● STATED TASK
Up to and including the line with "const total = columns.reduce((sum, width)", write out the listing from its first line, minus the pictures.

------------------------------------------------------------

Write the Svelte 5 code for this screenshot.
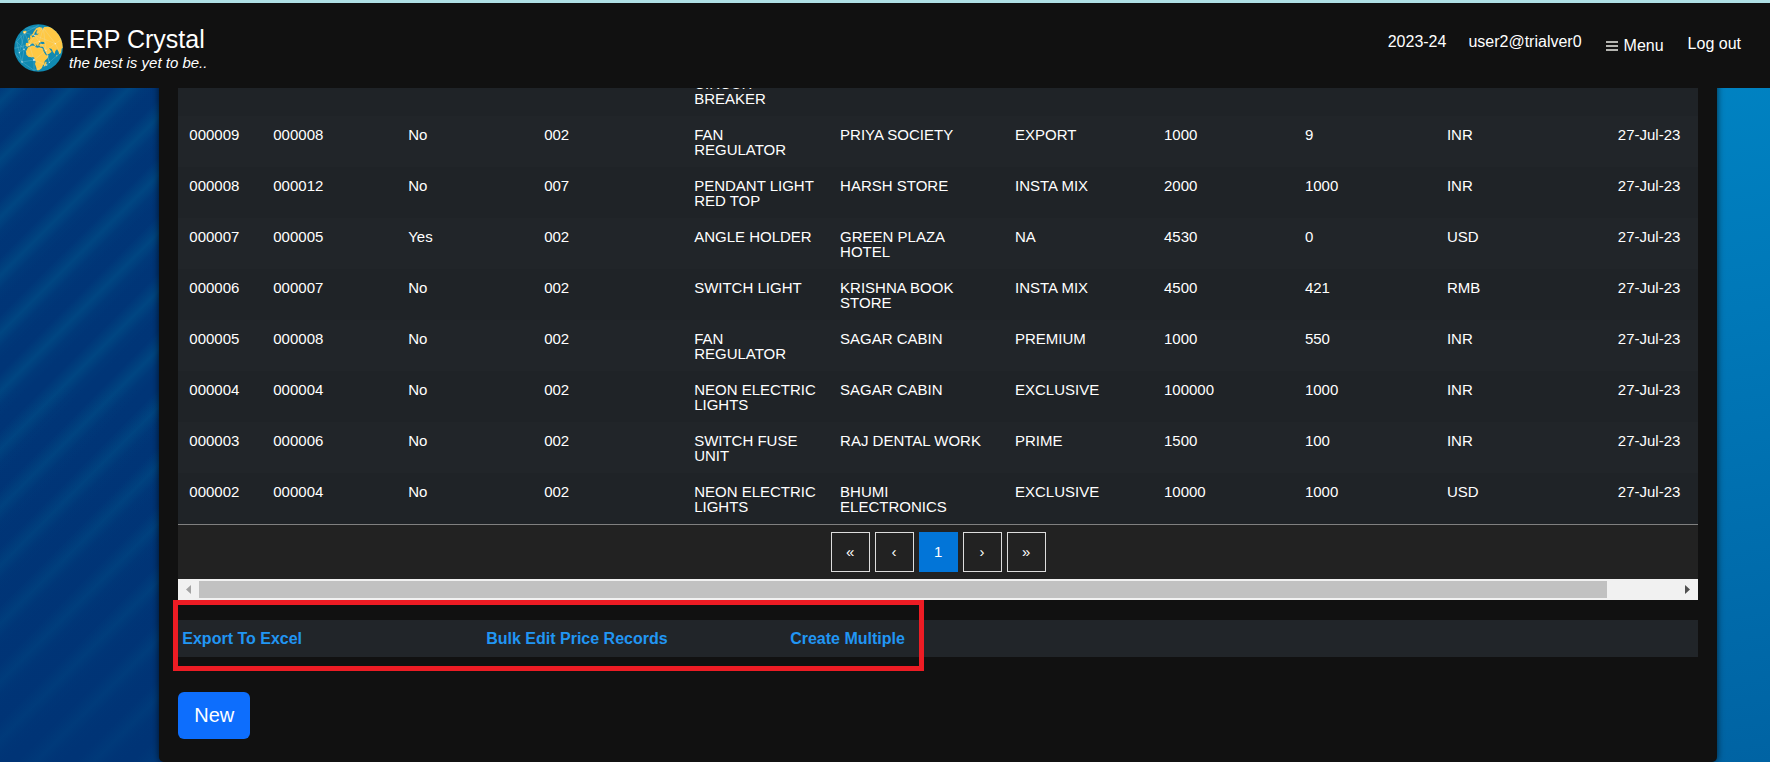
<script>
  const columns = [84, 135, 136, 150, 146, 175, 149, 141, 142, 171, 91];
  const total = columns.reduce((sum, width) => sum + width, 0);

  const rows = [
    ['', '', '', '', 'CIRCUIT BREAKER', '', '', '', '', '', ''],
    ['000009', '000008', 'No', '002', 'FAN REGULATOR', 'PRIYA SOCIETY', 'EXPORT', '1000', '9', 'INR', '27-Jul-23'],
    ['000008', '000012', 'No', '007', 'PENDANT LIGHT RED TOP', 'HARSH STORE', 'INSTA MIX', '2000', '1000', 'INR', '27-Jul-23'],
    ['000007', '000005', 'Yes', '002', 'ANGLE HOLDER', 'GREEN PLAZA HOTEL', 'NA', '4530', '0', 'USD', '27-Jul-23'],
    ['000006', '000007', 'No', '002', 'SWITCH LIGHT', 'KRISHNA BOOK STORE', 'INSTA MIX', '4500', '421', 'RMB', '27-Jul-23'],
    ['000005', '000008', 'No', '002', 'FAN REGULATOR', 'SAGAR CABIN', 'PREMIUM', '1000', '550', 'INR', '27-Jul-23'],
    ['000004', '000004', 'No', '002', 'NEON ELECTRIC LIGHTS', 'SAGAR CABIN', 'EXCLUSIVE', '100000', '1000', 'INR', '27-Jul-23'],
    ['000003', '000006', 'No', '002', 'SWITCH FUSE UNIT', 'RAJ DENTAL WORK', 'PRIME', '1500', '100', 'INR', '27-Jul-23'],
    ['000002', '000004', 'No', '002', 'NEON ELECTRIC LIGHTS', 'BHUMI ELECTRONICS', 'EXCLUSIVE', '10000', '1000', 'USD', '27-Jul-23']
  ];

  const pages = ['«', '‹', '1', '›', '»'];
  const actions = ['Export To Excel', 'Bulk Edit Price Records', 'Create Multiple'];
</script>

<header>
  <div class="brand">
    <svg class="logo" viewBox="42 72 147 144" aria-hidden="true">
      <defs>
        <clipPath id="globe"><ellipse cx="115.500" cy="144" rx="73" ry="71.500" /></clipPath>
      </defs>
      <g clip-path="url(#globe)">
        <rect x="42" y="72" width="147" height="144" fill="#118ab2" />
        <g fill="#ffc845">
          <path d="M70 93l8 -1 2 4 -5 5 -6 -2z" />
          <path d="M90 107l5 -2 1 6 4 6 -4 3 -7 0 2 -5z M84 113l4 0 0 5 -5 1z" />
          <path d="M97 103l5 -9 7 -9 9 -4 8 2 2 6 4 -8 12 -1 18 4 16 16 10 17 4 24 -7 5 -2 13 -5 4 -3 -9 -4 -6 -5 5 -2 9 -5 -6 -4 -9 -8 -3 4 6 4 5 -7 6 -7 3 -6 -10 -4 -9 -1 -5 -9 0 -4 -4 3 -5 8 1 6 -1 -2 -5 -8 -1 -5 3 -3 5 -1 6 -5 -4 -4 -5 3 7 -3 2 -7 -9 -6 2 -4 6 -8 2 -4 -4 1 -7 8 -1 -2 -6 5 -3 6 -4 3 -4 5 0 3 -6 6 -1 5 -3 -6 0 -2 -4 4 -8 -4 2 -5 8 -2 7 -5 1 -2 -5z" />
          <path d="M84 142l12 -5 9 0 1 4 7 3 4 -2 10 2 5 13 6 9 8 0 -3 8 -9 9 -1 9 -5 5 -3 8 -8 6 -6 0 -3 -11 -3 -8 2 -7 -4 -8 -1 -5 -7 0 -9 -1 -7 -7 -1 -10z" />
          <path d="M135 188l3 -4 2 4 -4 11 -4 0 0 -5z M170 164l2 2 -1 4 -2 -2z" />
        </g>
        <g fill="none" stroke="#d9f2fa" stroke-width="1" opacity="0.55">
          <path d="M50 125l24 -27 30 8 26 -22 M74 98l-16 60 30 -24 -14 -36 42 -22 M58 158l8 28 36 -6 -14 -46 M66 186l36 25 0 -31 38 15 M44 145l44 -11 50 17 28 -20 14 28 -32 28 -10 -36 -36 29 M104 106l34 45 -8 -67 36 47 18 -12 M50 125l8 33 M88 134l16 -28 M102 211l38 -16 8 -8 M130 84l-60 0 M45 160l21 26" />
          <path d="M62 105l10 43 -6 38 M72 148l30 32 M72 148l-22 -23 M104 106l62 25 M148 187l-10 -36 M88 134l30 -10 20 27 M118 124l12 -40" />
        </g>
        <g fill="#ffffff" opacity="0.75">
          <circle cx="74" cy="98" r="2" /><circle cx="58" cy="158" r="2" /><circle cx="66" cy="186" r="2" />
          <circle cx="88" cy="134" r="2" /><circle cx="104" cy="106" r="2" /><circle cx="102" cy="180" r="3" />
          <circle cx="138" cy="151" r="2" /><circle cx="166" cy="131" r="2" /><circle cx="118" cy="124" r="2" />
          <circle cx="148" cy="187" r="2" /><circle cx="72" cy="148" r="2" /><circle cx="140" cy="195" r="2" />
        </g>
      </g>
    </svg>
    <div class="titles">
      <span class="name">ERP Crystal</span>
      <em class="tagline">the best is yet to be..</em>
    </div>
  </div>
  <nav>
    <span>2023-24</span>
    <span>user2@trialver0</span>
    <button class="menu" type="button">
      <svg viewBox="0 0 12 10" aria-hidden="true">
        <path d="M0 1h12M0 5h12M0 9h12" stroke="#b4b4b0" stroke-width="2" />
      </svg>
      Menu
    </button>
    <a class="logout" href="#logout">Log out</a>
  </nav>
</header>

<main>
  <div class="grid">
    <table>
      <colgroup>
        {#each columns as width}
          <col style="width: {(width / total) * 100}%" />
        {/each}
      </colgroup>
      <tbody>
        {#each rows as row}
          <tr>
            {#each row as cell}
              <td>{cell}</td>
            {/each}
          </tr>
        {/each}
      </tbody>
    </table>
    <div class="pager">
      {#each pages as page}
        <button type="button" class:current={page === '1'}>{page}</button>
      {/each}
    </div>
    <div class="scrollbar">
      <svg viewBox="0 0 5 9" aria-hidden="true"><path d="M5 0v9L0 4.500z" fill="#a3a3a3" /></svg>
      <div class="track"><div class="thumb"></div></div>
      <svg viewBox="0 0 5 9" aria-hidden="true"><path d="M0 0v9L5 4.500z" fill="#505050" /></svg>
    </div>
  </div>

  <div class="actions">
    {#each actions as action}
      <a href="#action">{action}</a>
    {/each}
    <div class="highlight"></div>
  </div>

  <button class="new" type="button">New</button>
</main>

<style>
  :global(body) {
    margin: 0;
    min-height: 100vh;
    font-family: "Liberation Sans", Arial, sans-serif;
    font-size: 16px;
    color: #fff;
    background:
      linear-gradient(to bottom, transparent 50%, rgba(0, 52, 118, 0.7)) left / 50% 100% no-repeat,
      repeating-linear-gradient(135deg, rgba(0, 86, 140, 0.1) 0, transparent 8px 18px, rgba(0, 86, 140, 0.5) 31px, rgba(0, 86, 140, 0.1) 41px) left top / 50% 100% no-repeat,
      linear-gradient(#003678, #003476) left / 50% 100% no-repeat,
      linear-gradient(170deg, #008ccb, #0078b8 50%, #0063a3) right / 50% 100% no-repeat;
  }

  header {
    position: sticky;
    top: 0;
    z-index: 2;
    box-sizing: border-box;
    height: 88px;
    padding: 0 29px 0 14px;
    border-top: 3px solid #b0e0e6;
    background: #111;
    display: flex;
    justify-content: space-between;
    align-items: flex-start;
  }

  .brand {
    display: flex;
    gap: 6px;
    padding-top: 21px;
  }

  .logo {
    width: 49px;
    height: 48px;
  }

  .titles {
    display: flex;
    flex-direction: column;
  }

  .name {
    font-size: 25px;
    line-height: 30px;
  }

  .tagline {
    font-size: 15px;
    line-height: 18px;
  }

  nav {
    display: flex;
    gap: 22px;
    padding-top: 30px;
    line-height: 18px;
  }

  .menu {
    display: flex;
    align-items: center;
    gap: 6px;
    margin-top: 4px;
    padding: 0 2px;
    border: 0;
    background: none;
    color: inherit;
    font: inherit;
    line-height: 18px;
  }

  .menu svg {
    width: 12px;
    height: 10px;
  }

  .logout {
    margin-top: 2px;
    color: inherit;
    text-decoration: none;
  }

  main {
    box-sizing: border-box;
    margin: -23px 3% 0 9%;
    padding: 0 19px 23px;
    border-radius: 5px;
    background: #111;
    box-shadow: 0 0 7px rgba(0, 0, 0, 0.7);
  }

  table {
    width: 100%;
    table-layout: fixed;
    border-collapse: collapse;
    font-size: 15px;
    line-height: 15px;
  }

  td {
    height: 30px;
    padding: 11px 11px 10px;
    vertical-align: top;
    text-align: left;
    background: #1f2327;
  }

  tr:nth-child(even) td {
    background: #212529;
  }

  .pager {
    display: flex;
    justify-content: center;
    gap: 5px;
    padding: 7px 0;
    border-top: 1px solid #808080;
    background: #222;
  }

  .pager button {
    width: 39px;
    height: 40px;
    padding: 0 0 2px;
    border: 1px solid #ddd;
    background: none;
    color: #fff;
    font: inherit;
    font-size: 15px;
  }

  .pager .current {
    border-color: #0275d8;
    background: #0275d8;
  }

  .scrollbar {
    display: flex;
    align-items: center;
    gap: 8px;
    height: 21px;
    padding: 0 8px;
    background: #f1f1f1;
  }

  .scrollbar svg {
    width: 5px;
    height: 9px;
  }

  .track {
    flex: 1;
  }

  .thumb {
    width: 95.3%;
    height: 17px;
    background: #c1c1c1;
  }

  .actions {
    position: relative;
    display: grid;
    grid-template-columns: repeat(5, 1fr);
    margin-top: 20px;
    background: #212529;
    line-height: 37px;
  }

  .actions a {
    padding-left: 4px;
    color: #2196f3;
    font-weight: bold;
    text-decoration: none;
  }

  .highlight {
    position: absolute;
    top: -20px;
    bottom: -14px;
    left: -5px;
    box-sizing: border-box;
    width: 751px;
    border: 5px solid #ed1c24;
    pointer-events: none;
  }

  .new {
    display: block;
    margin-top: 35px;
    padding: 0 16px;
    border: 0;
    border-radius: 6px;
    background: #0d6efd;
    color: #fff;
    font: inherit;
    font-size: 20px;
    line-height: 47px;
  }
</style>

------------------------------------------------------------

● TASK RESPONSE
Write the Svelte 5 code for this screenshot.
<script>
  const columns = [84, 135, 136, 150, 146, 175, 149, 141, 142, 171, 91];
  const total = columns.reduce((sum, width) => sum + width, 0);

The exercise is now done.